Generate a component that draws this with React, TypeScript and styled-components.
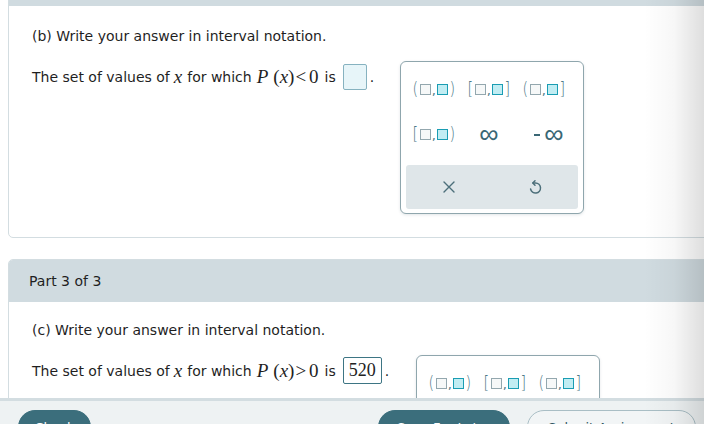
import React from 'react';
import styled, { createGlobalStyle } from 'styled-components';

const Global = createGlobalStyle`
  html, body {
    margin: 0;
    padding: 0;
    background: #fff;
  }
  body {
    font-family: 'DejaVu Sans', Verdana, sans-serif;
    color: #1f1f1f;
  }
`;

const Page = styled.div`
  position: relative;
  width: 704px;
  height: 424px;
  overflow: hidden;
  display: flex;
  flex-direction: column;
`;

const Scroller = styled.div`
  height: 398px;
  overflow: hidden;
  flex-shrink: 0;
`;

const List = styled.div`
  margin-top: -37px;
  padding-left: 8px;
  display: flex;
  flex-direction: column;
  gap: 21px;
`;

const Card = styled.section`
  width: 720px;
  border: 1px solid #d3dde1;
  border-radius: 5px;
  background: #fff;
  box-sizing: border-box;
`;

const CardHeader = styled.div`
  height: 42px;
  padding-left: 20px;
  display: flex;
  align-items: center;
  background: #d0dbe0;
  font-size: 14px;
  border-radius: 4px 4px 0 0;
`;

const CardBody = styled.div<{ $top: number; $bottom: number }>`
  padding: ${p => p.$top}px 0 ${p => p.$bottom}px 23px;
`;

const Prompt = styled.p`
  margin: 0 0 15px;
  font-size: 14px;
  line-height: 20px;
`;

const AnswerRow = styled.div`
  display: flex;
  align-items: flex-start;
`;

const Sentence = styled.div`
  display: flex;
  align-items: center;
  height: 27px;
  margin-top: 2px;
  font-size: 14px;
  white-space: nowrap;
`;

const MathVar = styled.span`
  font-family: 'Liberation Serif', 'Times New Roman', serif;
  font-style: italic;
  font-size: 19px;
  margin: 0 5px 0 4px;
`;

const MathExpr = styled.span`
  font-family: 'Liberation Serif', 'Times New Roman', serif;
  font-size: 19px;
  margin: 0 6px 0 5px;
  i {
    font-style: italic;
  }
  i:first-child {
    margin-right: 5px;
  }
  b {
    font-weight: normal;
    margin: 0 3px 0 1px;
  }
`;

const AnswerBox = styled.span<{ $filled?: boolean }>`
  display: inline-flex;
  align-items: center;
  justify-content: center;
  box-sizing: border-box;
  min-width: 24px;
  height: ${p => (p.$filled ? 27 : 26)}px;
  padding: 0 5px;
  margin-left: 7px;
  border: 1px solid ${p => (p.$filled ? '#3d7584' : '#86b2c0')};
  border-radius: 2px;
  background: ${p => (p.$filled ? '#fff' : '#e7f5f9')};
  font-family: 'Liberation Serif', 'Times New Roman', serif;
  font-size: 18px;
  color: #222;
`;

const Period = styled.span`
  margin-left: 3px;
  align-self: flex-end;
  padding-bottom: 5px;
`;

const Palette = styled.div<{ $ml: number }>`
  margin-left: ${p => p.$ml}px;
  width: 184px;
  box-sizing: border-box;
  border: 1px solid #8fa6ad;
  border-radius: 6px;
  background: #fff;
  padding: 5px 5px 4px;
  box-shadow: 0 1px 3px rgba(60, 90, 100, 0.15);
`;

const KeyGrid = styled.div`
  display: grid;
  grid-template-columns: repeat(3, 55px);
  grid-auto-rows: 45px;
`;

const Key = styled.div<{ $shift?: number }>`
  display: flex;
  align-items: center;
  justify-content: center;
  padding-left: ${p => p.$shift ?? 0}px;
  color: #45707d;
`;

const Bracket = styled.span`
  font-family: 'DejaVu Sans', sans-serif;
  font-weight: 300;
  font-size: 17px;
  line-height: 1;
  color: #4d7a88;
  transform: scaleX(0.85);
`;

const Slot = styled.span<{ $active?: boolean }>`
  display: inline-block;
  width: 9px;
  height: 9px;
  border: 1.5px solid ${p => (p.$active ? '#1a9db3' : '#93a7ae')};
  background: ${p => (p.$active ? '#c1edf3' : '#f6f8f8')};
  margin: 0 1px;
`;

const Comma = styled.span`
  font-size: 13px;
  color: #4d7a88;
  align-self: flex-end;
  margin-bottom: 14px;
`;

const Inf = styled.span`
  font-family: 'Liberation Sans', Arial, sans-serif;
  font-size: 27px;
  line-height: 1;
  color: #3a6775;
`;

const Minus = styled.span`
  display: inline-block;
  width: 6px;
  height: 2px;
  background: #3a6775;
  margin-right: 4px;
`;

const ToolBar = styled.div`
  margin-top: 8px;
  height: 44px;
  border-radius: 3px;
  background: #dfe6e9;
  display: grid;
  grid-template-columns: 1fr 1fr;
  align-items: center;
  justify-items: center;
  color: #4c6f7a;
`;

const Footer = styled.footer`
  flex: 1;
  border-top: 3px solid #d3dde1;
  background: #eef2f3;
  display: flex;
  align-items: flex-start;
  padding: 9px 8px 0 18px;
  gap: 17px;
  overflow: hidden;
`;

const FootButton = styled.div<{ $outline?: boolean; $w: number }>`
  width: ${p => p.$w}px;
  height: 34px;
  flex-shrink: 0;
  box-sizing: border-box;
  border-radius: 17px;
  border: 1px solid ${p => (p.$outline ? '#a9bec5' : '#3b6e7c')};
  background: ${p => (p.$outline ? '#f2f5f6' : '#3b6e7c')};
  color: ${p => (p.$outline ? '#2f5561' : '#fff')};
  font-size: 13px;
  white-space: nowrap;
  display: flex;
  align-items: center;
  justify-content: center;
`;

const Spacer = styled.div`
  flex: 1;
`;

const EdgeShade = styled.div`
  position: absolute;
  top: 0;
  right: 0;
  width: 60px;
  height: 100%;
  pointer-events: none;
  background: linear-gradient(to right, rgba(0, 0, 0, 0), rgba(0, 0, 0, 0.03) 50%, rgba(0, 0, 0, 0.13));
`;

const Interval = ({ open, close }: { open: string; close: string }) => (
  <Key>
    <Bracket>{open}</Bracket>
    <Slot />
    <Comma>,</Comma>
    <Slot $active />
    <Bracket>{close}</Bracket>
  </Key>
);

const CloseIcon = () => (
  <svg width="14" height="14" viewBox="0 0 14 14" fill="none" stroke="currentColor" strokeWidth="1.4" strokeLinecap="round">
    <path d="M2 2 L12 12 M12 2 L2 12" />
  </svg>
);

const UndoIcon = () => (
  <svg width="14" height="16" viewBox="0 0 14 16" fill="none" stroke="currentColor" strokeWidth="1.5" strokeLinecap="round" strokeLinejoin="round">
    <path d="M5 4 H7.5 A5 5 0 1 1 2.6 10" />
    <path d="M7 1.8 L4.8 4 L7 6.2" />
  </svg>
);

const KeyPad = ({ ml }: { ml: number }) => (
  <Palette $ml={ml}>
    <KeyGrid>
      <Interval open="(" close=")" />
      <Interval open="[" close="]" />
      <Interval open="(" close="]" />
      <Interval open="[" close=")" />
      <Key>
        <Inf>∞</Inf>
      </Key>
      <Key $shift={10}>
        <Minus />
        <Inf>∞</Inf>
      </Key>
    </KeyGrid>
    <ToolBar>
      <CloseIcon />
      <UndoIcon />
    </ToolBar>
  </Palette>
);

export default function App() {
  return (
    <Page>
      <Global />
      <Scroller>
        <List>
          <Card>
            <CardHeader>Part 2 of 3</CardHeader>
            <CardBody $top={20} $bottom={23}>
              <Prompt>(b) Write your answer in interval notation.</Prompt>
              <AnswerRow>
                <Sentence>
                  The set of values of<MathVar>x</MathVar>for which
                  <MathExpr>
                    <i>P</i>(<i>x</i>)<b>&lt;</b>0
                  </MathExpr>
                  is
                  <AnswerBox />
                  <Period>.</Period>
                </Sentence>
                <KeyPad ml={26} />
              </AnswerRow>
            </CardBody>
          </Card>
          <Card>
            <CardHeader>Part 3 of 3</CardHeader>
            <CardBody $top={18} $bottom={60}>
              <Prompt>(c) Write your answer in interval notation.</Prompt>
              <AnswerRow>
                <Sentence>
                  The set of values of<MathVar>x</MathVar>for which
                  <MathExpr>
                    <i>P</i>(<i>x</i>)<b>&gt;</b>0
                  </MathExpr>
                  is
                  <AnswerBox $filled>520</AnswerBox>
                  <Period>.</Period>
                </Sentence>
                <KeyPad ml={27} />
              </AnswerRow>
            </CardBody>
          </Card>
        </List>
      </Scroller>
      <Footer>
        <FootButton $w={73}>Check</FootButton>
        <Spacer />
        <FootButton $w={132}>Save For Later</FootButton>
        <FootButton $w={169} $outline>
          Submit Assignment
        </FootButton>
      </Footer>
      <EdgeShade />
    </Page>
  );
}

...

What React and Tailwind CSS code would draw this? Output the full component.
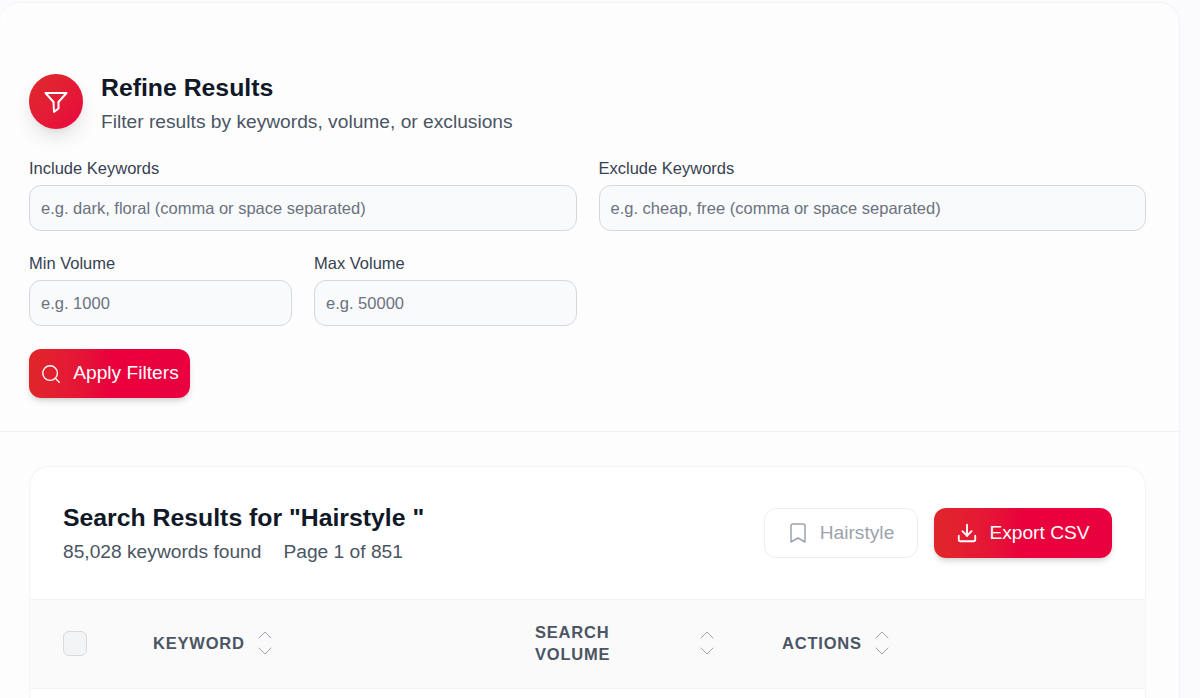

# TO DO
Copy all lines from the entries that contain the word "React".

# RESULT OF THE TASK
Generate a component that draws this with React, TypeScript and styled-components.
import React from 'react';
What React and Tailwind CSS code would draw this? Output the full component.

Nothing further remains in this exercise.